* Entries provided:
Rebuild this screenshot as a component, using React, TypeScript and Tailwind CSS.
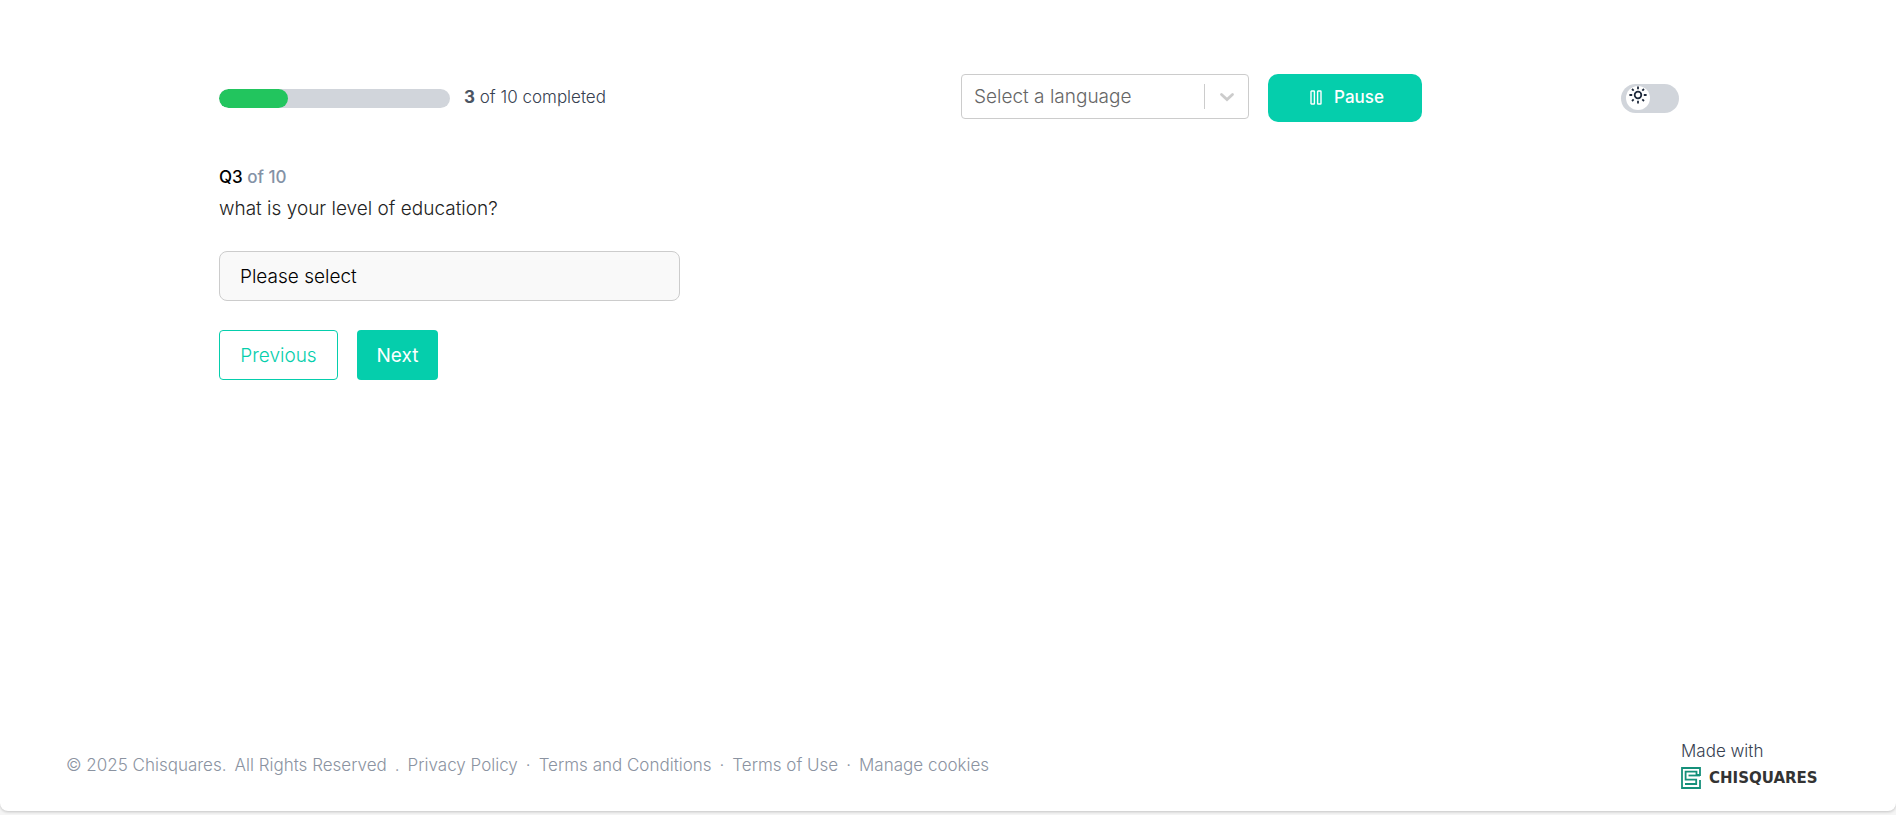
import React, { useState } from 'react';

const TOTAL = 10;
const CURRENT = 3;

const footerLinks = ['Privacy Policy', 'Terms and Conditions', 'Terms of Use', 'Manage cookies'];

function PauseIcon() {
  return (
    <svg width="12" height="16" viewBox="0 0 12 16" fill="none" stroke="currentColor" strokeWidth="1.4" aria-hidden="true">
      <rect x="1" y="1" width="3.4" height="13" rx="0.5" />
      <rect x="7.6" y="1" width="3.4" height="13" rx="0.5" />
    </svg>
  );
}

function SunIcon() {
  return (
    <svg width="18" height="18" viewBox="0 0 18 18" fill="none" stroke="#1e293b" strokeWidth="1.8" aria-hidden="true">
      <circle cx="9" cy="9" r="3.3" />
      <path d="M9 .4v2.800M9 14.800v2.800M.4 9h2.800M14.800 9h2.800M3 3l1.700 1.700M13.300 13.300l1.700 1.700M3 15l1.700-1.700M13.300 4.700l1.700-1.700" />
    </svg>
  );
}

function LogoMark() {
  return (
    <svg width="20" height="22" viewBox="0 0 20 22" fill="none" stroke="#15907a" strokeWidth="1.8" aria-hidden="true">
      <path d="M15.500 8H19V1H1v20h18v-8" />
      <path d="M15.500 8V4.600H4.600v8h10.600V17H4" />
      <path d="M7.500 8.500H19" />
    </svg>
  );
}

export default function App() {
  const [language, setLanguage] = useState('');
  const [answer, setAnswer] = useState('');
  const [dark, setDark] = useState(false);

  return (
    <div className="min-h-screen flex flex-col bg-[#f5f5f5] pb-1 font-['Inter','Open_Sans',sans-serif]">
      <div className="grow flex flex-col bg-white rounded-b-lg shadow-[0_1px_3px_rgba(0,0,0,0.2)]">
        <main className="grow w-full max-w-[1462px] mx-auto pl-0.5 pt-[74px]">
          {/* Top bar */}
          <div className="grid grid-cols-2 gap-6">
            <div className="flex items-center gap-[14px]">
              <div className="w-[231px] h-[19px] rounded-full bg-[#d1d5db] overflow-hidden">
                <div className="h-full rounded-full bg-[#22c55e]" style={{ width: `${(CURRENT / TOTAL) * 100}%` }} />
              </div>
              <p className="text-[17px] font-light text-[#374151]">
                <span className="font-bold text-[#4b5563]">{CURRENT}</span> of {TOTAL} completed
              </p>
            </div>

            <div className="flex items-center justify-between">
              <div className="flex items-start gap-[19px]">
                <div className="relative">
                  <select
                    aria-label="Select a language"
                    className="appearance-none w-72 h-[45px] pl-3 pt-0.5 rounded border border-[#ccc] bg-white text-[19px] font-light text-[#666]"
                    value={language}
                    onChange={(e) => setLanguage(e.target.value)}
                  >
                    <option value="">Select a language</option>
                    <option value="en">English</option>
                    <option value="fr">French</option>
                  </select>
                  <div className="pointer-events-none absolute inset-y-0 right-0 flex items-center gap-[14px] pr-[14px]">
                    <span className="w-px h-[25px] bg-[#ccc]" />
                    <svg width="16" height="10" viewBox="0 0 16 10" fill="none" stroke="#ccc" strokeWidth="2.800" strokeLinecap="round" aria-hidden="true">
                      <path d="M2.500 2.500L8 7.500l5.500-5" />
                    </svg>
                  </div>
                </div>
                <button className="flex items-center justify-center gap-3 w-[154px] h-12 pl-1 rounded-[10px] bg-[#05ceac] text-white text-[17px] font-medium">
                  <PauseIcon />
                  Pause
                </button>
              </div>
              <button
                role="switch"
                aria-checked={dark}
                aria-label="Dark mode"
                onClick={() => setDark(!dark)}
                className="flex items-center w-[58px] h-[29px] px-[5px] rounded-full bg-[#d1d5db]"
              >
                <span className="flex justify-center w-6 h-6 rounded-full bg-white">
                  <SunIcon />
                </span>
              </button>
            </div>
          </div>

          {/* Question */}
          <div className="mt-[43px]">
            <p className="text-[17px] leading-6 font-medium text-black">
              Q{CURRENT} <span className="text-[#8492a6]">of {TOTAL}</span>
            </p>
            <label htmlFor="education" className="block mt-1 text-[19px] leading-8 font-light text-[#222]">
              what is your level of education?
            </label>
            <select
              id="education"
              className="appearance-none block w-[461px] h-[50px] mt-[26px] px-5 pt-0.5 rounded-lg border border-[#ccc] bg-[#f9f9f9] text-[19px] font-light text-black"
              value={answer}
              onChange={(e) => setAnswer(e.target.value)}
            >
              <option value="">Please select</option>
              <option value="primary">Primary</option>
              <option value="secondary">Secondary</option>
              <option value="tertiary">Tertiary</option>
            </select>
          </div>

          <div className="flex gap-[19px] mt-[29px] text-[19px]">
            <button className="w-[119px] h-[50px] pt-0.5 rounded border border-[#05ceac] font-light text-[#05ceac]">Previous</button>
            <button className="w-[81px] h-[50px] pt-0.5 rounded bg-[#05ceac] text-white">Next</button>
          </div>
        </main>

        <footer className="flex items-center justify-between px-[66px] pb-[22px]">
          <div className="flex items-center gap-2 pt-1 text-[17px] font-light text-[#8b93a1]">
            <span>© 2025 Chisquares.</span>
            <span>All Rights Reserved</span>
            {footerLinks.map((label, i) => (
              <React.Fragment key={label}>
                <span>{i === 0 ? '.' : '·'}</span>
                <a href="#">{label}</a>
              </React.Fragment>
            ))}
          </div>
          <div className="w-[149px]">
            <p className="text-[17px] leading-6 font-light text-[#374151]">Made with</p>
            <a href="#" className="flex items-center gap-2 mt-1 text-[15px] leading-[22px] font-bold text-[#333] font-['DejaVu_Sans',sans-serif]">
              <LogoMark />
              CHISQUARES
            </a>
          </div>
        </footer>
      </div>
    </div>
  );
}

--

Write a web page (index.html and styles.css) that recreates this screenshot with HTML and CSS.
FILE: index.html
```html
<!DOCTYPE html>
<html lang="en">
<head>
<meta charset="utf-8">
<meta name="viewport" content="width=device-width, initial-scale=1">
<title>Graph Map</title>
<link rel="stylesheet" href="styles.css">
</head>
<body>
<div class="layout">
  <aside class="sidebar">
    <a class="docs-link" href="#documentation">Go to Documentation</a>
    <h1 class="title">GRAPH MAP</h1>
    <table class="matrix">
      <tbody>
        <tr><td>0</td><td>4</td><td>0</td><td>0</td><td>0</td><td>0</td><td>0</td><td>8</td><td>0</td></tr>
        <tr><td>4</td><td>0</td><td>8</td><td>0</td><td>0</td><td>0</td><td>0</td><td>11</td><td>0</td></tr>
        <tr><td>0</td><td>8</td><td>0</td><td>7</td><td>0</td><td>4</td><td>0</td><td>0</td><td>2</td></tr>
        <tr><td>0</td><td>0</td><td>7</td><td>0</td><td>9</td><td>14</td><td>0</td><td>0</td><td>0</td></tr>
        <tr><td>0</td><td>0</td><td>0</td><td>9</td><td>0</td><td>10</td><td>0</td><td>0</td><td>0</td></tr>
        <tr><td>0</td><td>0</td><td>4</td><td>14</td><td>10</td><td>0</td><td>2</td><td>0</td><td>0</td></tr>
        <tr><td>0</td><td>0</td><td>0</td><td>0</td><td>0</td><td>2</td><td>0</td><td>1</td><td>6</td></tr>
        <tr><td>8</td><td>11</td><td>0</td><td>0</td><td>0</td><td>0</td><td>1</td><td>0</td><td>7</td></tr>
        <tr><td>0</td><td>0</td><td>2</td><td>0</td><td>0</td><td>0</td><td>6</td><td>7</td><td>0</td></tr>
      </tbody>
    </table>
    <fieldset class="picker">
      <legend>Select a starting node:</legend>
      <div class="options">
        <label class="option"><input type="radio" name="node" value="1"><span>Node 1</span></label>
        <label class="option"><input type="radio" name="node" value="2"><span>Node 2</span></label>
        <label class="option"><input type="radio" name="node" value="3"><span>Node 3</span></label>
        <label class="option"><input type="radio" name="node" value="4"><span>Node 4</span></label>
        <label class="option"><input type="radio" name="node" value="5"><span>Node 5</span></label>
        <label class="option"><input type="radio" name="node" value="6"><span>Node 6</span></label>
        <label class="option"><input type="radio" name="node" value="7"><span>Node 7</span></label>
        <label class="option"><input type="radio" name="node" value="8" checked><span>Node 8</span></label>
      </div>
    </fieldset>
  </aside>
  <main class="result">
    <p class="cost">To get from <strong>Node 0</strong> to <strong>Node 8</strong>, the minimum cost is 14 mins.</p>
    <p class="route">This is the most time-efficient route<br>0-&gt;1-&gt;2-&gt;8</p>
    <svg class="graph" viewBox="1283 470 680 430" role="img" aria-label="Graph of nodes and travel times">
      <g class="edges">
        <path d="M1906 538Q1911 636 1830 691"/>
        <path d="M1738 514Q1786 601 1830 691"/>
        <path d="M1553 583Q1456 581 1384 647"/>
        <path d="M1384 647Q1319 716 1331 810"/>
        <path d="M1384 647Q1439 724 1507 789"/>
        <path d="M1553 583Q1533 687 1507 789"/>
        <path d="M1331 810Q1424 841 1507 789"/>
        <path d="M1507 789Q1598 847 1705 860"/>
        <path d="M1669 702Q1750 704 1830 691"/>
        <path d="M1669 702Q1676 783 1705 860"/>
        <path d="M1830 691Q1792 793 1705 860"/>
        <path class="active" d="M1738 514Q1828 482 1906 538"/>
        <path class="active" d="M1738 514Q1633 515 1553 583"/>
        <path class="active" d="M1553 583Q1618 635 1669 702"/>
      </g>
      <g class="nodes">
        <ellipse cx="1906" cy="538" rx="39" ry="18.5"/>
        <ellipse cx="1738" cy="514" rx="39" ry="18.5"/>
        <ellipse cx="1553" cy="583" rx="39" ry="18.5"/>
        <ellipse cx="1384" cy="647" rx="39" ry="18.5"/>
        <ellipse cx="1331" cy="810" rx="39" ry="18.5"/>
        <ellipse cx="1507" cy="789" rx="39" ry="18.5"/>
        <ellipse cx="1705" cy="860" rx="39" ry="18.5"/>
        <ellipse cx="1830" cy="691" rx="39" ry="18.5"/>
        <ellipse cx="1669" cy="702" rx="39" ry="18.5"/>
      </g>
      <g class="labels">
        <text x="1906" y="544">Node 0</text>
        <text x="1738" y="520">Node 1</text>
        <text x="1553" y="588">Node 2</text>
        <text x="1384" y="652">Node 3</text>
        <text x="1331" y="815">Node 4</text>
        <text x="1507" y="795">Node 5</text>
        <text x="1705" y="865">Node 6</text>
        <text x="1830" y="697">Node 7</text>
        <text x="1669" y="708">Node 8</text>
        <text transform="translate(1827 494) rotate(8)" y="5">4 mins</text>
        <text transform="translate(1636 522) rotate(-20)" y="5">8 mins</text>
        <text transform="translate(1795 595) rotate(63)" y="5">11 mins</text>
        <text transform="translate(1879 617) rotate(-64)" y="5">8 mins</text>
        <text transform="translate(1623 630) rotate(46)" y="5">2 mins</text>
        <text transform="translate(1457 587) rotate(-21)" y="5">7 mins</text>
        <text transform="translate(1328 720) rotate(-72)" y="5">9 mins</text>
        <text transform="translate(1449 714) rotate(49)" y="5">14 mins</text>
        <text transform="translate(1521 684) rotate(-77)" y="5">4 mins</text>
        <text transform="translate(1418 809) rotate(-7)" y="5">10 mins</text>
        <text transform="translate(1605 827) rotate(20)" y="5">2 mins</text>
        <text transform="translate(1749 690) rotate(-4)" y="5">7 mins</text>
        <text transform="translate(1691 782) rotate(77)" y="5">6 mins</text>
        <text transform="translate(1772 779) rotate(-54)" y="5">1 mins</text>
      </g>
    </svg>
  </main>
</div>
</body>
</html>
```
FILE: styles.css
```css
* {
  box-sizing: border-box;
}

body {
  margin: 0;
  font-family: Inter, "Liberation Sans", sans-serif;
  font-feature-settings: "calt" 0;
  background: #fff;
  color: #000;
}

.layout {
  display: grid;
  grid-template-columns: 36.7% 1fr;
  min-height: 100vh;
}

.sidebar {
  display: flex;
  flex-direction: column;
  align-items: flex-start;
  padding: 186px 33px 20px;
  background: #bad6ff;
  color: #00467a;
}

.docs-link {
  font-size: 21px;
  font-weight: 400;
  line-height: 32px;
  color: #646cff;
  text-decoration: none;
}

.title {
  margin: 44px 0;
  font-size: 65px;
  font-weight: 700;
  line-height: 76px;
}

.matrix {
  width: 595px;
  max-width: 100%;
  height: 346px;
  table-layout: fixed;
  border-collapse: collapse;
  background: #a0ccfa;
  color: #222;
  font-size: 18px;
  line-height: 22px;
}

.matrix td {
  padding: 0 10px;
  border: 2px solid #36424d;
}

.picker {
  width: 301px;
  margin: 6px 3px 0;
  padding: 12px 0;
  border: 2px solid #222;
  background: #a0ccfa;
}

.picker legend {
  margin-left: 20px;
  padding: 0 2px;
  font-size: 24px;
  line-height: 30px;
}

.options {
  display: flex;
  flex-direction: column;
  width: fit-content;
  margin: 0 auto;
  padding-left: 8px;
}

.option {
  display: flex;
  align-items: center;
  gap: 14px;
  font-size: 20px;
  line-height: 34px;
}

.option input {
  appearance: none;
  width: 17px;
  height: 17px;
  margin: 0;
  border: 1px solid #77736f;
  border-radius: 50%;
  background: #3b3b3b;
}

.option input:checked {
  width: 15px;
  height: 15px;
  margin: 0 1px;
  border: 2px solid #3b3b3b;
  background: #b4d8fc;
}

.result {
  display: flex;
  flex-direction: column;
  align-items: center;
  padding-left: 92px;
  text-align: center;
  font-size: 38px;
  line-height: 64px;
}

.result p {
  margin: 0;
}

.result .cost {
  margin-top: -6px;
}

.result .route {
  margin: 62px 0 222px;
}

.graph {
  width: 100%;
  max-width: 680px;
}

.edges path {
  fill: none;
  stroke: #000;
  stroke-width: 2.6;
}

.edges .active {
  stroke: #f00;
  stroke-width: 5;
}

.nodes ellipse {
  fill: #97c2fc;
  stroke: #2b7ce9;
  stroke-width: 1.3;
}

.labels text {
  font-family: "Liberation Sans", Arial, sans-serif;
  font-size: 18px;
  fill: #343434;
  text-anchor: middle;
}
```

* Job: Go up to the line with "Rebuild this screenshot" and retype exactly from there through the line with "const footerLinks = ['Privacy". Leave out pictures.

* Output for this exercise:
Rebuild this screenshot as a component, using React, TypeScript and Tailwind CSS.
import React, { useState } from 'react';

const TOTAL = 10;
const CURRENT = 3;

const footerLinks = ['Privacy Policy', 'Terms and Conditions', 'Terms of Use', 'Manage cookies'];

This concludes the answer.